## [STATED EXERCISE]
Without the pictures, repeat the listing character for character.

## [SUPPLIED INFORMATION]
-=-=-

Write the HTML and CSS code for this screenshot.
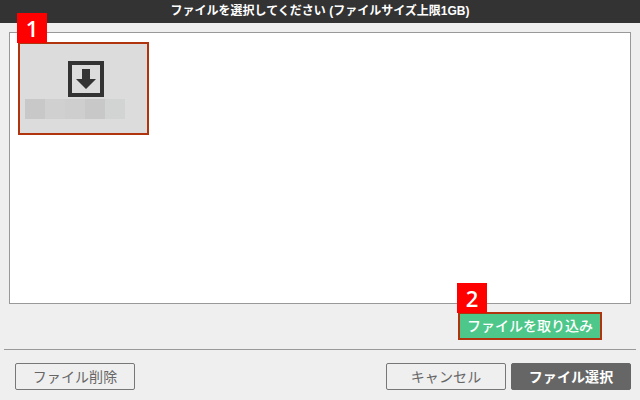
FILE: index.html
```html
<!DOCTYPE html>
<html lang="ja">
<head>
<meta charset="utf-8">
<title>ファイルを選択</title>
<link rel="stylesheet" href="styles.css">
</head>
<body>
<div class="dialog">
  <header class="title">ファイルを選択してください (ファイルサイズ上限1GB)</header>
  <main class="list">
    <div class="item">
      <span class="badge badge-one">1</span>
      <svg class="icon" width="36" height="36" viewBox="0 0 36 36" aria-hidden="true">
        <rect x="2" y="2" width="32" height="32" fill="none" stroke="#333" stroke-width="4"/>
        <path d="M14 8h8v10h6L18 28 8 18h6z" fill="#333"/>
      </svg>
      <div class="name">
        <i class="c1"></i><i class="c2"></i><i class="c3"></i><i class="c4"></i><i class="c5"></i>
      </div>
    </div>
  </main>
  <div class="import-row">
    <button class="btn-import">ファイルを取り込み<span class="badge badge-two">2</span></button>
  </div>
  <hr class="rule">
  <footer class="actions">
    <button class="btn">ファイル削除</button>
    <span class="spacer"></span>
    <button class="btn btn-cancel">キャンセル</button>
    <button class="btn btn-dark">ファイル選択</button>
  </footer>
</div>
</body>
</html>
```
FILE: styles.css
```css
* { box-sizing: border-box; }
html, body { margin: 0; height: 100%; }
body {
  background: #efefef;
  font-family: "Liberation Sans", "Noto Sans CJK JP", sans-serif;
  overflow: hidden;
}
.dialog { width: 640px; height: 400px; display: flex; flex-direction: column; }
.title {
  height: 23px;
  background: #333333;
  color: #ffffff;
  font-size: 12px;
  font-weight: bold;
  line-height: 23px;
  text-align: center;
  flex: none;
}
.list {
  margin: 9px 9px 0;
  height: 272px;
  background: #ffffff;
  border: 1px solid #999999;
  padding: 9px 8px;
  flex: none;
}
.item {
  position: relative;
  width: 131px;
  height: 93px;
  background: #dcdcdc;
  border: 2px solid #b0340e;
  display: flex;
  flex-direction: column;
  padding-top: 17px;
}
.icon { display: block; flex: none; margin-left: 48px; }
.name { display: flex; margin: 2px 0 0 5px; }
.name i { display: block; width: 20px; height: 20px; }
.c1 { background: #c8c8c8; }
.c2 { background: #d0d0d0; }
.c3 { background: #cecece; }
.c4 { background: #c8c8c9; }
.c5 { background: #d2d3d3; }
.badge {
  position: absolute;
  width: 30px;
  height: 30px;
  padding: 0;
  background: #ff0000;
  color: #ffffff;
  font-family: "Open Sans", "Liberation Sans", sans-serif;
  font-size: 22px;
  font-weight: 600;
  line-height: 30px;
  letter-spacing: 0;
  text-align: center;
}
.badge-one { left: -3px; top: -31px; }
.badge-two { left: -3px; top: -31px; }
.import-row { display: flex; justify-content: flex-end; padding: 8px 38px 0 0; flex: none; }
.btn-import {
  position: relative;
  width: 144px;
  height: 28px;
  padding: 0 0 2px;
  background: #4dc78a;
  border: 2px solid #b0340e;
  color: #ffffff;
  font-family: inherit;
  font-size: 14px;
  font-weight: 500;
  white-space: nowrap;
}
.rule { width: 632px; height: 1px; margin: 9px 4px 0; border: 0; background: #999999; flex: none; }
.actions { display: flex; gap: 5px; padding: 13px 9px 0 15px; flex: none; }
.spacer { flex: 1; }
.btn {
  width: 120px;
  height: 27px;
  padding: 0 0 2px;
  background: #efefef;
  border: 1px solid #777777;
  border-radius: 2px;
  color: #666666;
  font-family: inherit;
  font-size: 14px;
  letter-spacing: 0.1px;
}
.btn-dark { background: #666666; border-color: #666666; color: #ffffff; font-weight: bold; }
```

-=-=-

## [ANSWER TO THE PROBLEM]
Write the HTML and CSS code for this screenshot.
FILE: index.html
```html
<!DOCTYPE html>
<html lang="ja">
<head>
<meta charset="utf-8">
<title>ファイルを選択</title>
<link rel="stylesheet" href="styles.css">
</head>
<body>
<div class="dialog">
  <header class="title">ファイルを選択してください (ファイルサイズ上限1GB)</header>
  <main class="list">
    <div class="item">
      <span class="badge badge-one">1</span>
      <svg class="icon" width="36" height="36" viewBox="0 0 36 36" aria-hidden="true">
        <rect x="2" y="2" width="32" height="32" fill="none" stroke="#333" stroke-width="4"/>
        <path d="M14 8h8v10h6L18 28 8 18h6z" fill="#333"/>
      </svg>
      <div class="name">
        <i class="c1"></i><i class="c2"></i><i class="c3"></i><i class="c4"></i><i class="c5"></i>
      </div>
    </div>
  </main>
  <div class="import-row">
    <button class="btn-import">ファイルを取り込み<span class="badge badge-two">2</span></button>
  </div>
  <hr class="rule">
  <footer class="actions">
    <button class="btn">ファイル削除</button>
    <span class="spacer"></span>
    <button class="btn btn-cancel">キャンセル</button>
    <button class="btn btn-dark">ファイル選択</button>
  </footer>
</div>
</body>
</html>
```
FILE: styles.css
```css
* { box-sizing: border-box; }
html, body { margin: 0; height: 100%; }
body {
  background: #efefef;
  font-family: "Liberation Sans", "Noto Sans CJK JP", sans-serif;
  overflow: hidden;
}
.dialog { width: 640px; height: 400px; display: flex; flex-direction: column; }
.title {
  height: 23px;
  background: #333333;
  color: #ffffff;
  font-size: 12px;
  font-weight: bold;
  line-height: 23px;
  text-align: center;
  flex: none;
}
.list {
  margin: 9px 9px 0;
  height: 272px;
  background: #ffffff;
  border: 1px solid #999999;
  padding: 9px 8px;
  flex: none;
}
.item {
  position: relative;
  width: 131px;
  height: 93px;
  background: #dcdcdc;
  border: 2px solid #b0340e;
  display: flex;
  flex-direction: column;
  padding-top: 17px;
}
.icon { display: block; flex: none; margin-left: 48px; }
.name { display: flex; margin: 2px 0 0 5px; }
.name i { display: block; width: 20px; height: 20px; }
.c1 { background: #c8c8c8; }
.c2 { background: #d0d0d0; }
.c3 { background: #cecece; }
.c4 { background: #c8c8c9; }
.c5 { background: #d2d3d3; }
.badge {
  position: absolute;
  width: 30px;
  height: 30px;
  padding: 0;
  background: #ff0000;
  color: #ffffff;
  font-family: "Open Sans", "Liberation Sans", sans-serif;
  font-size: 22px;
  font-weight: 600;
  line-height: 30px;
  letter-spacing: 0;
  text-align: center;
}
.badge-one { left: -3px; top: -31px; }
.badge-two { left: -3px; top: -31px; }
.import-row { display: flex; justify-content: flex-end; padding: 8px 38px 0 0; flex: none; }
.btn-import {
  position: relative;
  width: 144px;
  height: 28px;
  padding: 0 0 2px;
  background: #4dc78a;
  border: 2px solid #b0340e;
  color: #ffffff;
  font-family: inherit;
  font-size: 14px;
  font-weight: 500;
  white-space: nowrap;
}
.rule { width: 632px; height: 1px; margin: 9px 4px 0; border: 0; background: #999999; flex: none; }
.actions { display: flex; gap: 5px; padding: 13px 9px 0 15px; flex: none; }
.spacer { flex: 1; }
.btn {
  width: 120px;
  height: 27px;
  padding: 0 0 2px;
  background: #efefef;
  border: 1px solid #777777;
  border-radius: 2px;
  color: #666666;
  font-family: inherit;
  font-size: 14px;
  letter-spacing: 0.1px;
}
.btn-dark { background: #666666; border-color: #666666; color: #ffffff; font-weight: bold; }
```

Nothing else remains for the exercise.